** begin **

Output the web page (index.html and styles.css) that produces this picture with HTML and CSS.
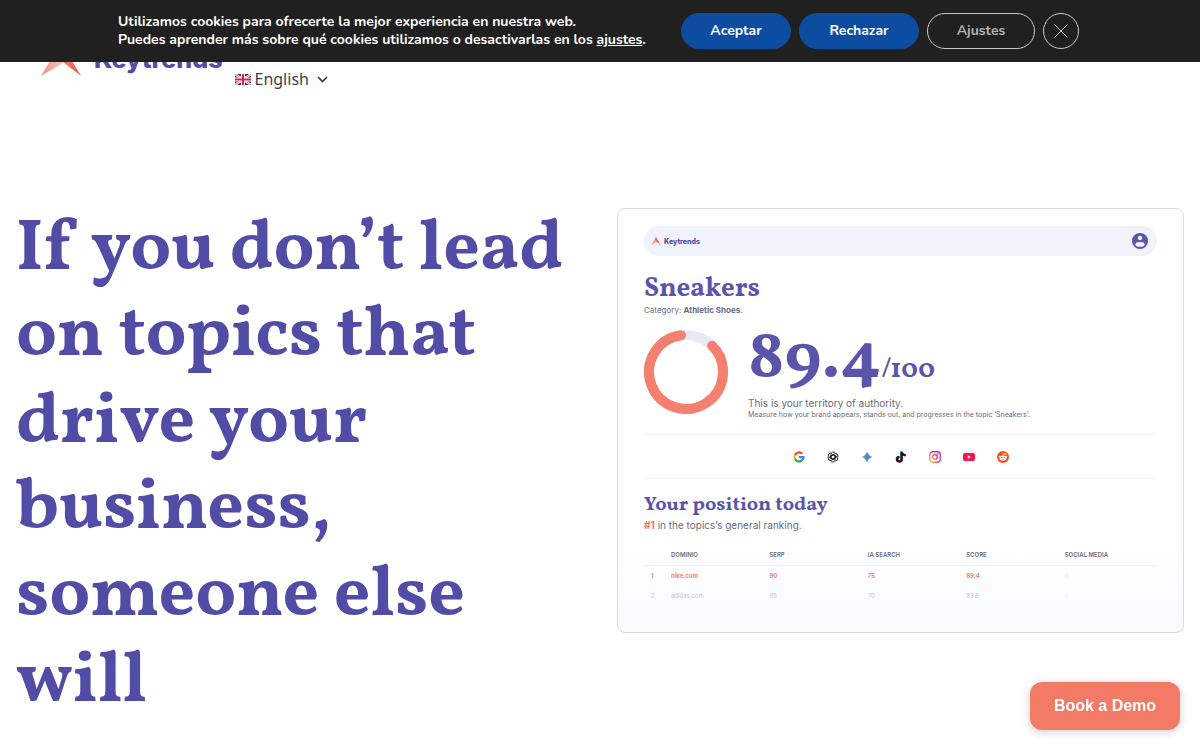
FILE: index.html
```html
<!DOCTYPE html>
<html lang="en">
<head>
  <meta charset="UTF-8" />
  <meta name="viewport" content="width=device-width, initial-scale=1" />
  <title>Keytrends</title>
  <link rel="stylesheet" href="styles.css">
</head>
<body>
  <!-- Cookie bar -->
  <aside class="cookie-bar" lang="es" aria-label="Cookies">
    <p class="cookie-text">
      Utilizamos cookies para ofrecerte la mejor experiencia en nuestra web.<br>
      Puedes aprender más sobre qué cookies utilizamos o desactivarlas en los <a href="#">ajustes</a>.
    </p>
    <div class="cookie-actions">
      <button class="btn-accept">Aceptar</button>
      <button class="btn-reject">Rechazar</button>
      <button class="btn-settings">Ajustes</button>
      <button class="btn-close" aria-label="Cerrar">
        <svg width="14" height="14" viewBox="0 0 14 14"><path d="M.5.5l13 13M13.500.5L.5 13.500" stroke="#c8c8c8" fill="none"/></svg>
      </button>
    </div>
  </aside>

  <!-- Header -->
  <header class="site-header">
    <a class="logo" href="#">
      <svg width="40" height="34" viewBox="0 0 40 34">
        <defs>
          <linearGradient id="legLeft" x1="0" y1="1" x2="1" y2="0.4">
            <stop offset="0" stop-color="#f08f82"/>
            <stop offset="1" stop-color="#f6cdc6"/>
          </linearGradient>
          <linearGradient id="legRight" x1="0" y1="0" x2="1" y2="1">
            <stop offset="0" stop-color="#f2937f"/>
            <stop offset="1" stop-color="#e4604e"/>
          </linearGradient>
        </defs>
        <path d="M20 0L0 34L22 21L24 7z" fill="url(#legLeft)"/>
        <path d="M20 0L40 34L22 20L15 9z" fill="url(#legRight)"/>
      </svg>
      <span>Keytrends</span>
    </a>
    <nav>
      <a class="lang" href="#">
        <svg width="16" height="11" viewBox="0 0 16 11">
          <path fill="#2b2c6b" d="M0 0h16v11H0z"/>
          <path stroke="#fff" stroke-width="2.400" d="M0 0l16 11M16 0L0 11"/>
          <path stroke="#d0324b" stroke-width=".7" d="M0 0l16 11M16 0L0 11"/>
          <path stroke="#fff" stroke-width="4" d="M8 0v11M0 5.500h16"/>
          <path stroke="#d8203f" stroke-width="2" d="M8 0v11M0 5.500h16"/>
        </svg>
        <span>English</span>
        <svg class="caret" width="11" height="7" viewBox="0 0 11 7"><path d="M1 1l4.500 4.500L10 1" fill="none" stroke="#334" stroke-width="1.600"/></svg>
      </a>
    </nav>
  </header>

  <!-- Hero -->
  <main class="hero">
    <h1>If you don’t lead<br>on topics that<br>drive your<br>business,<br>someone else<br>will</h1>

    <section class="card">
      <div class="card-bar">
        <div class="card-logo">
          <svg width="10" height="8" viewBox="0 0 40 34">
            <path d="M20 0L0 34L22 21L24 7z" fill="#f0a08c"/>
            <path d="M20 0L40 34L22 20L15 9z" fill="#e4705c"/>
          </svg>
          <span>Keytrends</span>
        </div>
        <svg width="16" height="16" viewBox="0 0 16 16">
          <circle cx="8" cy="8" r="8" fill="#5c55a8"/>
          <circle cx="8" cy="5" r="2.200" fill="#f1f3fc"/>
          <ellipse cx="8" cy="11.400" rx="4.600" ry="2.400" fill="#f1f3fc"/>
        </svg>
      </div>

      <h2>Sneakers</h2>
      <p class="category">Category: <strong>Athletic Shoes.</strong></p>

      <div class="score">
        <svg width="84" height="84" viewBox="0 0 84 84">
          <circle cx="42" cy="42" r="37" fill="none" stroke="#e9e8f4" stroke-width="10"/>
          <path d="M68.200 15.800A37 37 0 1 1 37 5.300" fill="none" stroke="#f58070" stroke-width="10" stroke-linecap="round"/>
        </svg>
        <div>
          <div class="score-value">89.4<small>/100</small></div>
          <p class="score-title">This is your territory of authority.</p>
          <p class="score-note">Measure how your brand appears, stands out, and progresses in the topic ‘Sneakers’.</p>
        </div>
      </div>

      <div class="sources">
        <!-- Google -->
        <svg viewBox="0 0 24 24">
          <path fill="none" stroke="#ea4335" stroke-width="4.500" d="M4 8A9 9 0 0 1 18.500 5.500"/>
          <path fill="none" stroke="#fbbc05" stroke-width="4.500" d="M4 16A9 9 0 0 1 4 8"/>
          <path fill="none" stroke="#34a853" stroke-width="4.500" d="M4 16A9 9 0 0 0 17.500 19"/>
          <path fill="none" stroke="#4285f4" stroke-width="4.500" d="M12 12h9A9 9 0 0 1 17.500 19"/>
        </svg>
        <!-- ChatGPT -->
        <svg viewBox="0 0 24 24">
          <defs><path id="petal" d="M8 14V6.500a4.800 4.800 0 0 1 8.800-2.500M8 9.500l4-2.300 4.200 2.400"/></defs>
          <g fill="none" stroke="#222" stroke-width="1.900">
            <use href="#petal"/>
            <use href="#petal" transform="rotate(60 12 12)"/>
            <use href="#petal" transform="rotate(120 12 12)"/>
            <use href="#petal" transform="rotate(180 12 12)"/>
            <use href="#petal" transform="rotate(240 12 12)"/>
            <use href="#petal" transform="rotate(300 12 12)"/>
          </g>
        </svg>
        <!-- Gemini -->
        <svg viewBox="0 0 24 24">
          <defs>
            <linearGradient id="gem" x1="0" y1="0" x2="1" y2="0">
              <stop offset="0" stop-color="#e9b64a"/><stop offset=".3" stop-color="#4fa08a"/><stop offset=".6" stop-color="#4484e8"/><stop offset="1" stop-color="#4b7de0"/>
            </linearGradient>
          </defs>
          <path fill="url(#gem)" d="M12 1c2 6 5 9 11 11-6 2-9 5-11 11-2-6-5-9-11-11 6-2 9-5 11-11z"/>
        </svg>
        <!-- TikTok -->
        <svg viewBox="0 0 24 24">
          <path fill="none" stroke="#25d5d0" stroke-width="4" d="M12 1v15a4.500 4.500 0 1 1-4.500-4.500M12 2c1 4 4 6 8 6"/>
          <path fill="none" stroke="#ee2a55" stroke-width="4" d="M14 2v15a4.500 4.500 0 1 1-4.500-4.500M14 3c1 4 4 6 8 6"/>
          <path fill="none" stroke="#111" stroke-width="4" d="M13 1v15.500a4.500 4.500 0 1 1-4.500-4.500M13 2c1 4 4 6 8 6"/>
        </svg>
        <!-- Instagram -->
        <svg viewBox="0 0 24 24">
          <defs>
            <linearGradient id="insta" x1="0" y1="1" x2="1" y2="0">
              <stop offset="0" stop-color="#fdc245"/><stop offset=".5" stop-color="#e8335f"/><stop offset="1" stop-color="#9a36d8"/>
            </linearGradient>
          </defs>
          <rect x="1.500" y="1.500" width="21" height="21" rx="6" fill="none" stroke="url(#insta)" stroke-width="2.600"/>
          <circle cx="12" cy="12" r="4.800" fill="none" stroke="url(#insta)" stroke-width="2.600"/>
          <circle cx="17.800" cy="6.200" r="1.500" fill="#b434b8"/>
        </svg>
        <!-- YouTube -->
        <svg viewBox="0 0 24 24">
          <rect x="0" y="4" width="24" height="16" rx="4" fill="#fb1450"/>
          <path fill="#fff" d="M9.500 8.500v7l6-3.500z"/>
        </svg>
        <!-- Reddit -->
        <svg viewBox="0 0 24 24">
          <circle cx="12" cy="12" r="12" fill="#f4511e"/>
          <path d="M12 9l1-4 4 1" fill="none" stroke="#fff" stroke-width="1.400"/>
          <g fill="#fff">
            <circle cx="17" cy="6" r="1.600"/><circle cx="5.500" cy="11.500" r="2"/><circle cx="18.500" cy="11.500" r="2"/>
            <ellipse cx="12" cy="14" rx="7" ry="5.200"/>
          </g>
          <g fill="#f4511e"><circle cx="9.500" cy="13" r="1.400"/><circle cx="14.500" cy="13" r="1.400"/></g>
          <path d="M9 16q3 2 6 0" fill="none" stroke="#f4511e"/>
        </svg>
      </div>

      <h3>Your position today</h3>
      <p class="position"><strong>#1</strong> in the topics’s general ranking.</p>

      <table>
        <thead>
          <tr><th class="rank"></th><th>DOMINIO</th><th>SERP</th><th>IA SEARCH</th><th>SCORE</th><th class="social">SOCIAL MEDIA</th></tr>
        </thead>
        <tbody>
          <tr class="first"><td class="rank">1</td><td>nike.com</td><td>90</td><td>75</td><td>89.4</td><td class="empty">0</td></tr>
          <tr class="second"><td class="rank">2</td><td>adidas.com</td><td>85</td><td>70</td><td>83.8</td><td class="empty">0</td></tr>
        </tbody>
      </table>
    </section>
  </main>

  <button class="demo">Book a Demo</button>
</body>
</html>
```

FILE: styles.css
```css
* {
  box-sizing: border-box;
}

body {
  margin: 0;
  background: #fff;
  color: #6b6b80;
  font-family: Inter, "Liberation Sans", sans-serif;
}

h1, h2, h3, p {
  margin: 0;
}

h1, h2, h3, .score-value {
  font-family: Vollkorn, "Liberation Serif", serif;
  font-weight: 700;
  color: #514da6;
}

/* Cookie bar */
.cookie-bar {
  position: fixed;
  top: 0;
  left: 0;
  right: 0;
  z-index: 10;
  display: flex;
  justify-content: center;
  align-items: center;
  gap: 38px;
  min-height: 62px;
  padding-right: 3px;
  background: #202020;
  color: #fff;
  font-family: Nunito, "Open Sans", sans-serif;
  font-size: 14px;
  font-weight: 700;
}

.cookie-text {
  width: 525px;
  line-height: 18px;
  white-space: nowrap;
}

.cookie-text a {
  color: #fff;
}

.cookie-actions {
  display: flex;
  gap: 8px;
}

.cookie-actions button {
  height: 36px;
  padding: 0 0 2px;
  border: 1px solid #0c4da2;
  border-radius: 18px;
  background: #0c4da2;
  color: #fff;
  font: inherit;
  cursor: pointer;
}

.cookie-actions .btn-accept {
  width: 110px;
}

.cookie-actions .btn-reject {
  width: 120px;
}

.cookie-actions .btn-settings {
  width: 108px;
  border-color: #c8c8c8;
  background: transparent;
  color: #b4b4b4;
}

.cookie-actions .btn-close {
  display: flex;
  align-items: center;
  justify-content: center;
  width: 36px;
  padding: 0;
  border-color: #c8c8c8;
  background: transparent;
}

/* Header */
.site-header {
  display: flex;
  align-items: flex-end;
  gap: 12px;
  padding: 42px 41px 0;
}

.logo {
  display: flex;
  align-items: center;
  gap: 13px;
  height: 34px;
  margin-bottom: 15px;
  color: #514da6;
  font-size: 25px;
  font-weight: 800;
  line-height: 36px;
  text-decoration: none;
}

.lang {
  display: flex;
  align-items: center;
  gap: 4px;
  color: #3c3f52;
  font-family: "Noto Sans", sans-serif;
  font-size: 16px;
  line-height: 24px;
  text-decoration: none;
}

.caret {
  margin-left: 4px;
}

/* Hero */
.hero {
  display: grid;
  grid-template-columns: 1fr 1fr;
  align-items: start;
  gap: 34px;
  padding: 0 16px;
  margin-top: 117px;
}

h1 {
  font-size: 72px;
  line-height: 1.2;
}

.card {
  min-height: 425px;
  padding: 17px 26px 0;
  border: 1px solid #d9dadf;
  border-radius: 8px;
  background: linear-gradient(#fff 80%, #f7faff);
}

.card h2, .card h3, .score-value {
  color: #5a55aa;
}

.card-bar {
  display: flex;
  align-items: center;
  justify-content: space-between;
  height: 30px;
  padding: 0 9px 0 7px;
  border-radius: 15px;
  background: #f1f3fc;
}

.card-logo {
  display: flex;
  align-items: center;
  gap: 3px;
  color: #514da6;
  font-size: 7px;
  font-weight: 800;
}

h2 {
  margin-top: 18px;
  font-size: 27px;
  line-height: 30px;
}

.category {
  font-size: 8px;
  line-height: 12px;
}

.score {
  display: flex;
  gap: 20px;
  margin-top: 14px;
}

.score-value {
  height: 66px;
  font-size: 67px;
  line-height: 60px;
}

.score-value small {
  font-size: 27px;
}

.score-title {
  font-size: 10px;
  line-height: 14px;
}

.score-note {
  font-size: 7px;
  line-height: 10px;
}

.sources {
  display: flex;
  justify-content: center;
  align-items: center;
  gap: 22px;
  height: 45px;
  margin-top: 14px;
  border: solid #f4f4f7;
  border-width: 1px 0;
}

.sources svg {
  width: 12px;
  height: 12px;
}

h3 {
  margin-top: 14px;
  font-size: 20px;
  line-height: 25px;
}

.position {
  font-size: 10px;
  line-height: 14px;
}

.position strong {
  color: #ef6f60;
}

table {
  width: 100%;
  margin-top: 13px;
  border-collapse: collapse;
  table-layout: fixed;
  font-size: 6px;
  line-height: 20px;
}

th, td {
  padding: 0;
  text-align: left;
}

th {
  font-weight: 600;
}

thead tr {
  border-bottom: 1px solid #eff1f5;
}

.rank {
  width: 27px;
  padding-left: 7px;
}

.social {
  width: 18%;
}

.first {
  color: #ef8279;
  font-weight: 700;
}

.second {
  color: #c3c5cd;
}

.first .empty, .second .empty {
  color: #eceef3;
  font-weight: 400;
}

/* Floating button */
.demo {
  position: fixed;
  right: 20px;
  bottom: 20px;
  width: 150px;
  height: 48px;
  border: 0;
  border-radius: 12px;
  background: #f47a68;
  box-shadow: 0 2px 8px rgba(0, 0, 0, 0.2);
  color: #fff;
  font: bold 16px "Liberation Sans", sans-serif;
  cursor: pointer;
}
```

** end **

What is asked —
Gather and copy every line of the data in which the string "that" is found.

Response to the task —
Output the web page (index.html and styles.css) that produces this picture with HTML and CSS.
    <h1>If you don’t lead<br>on topics that<br>drive your<br>business,<br>someone else<br>will</h1>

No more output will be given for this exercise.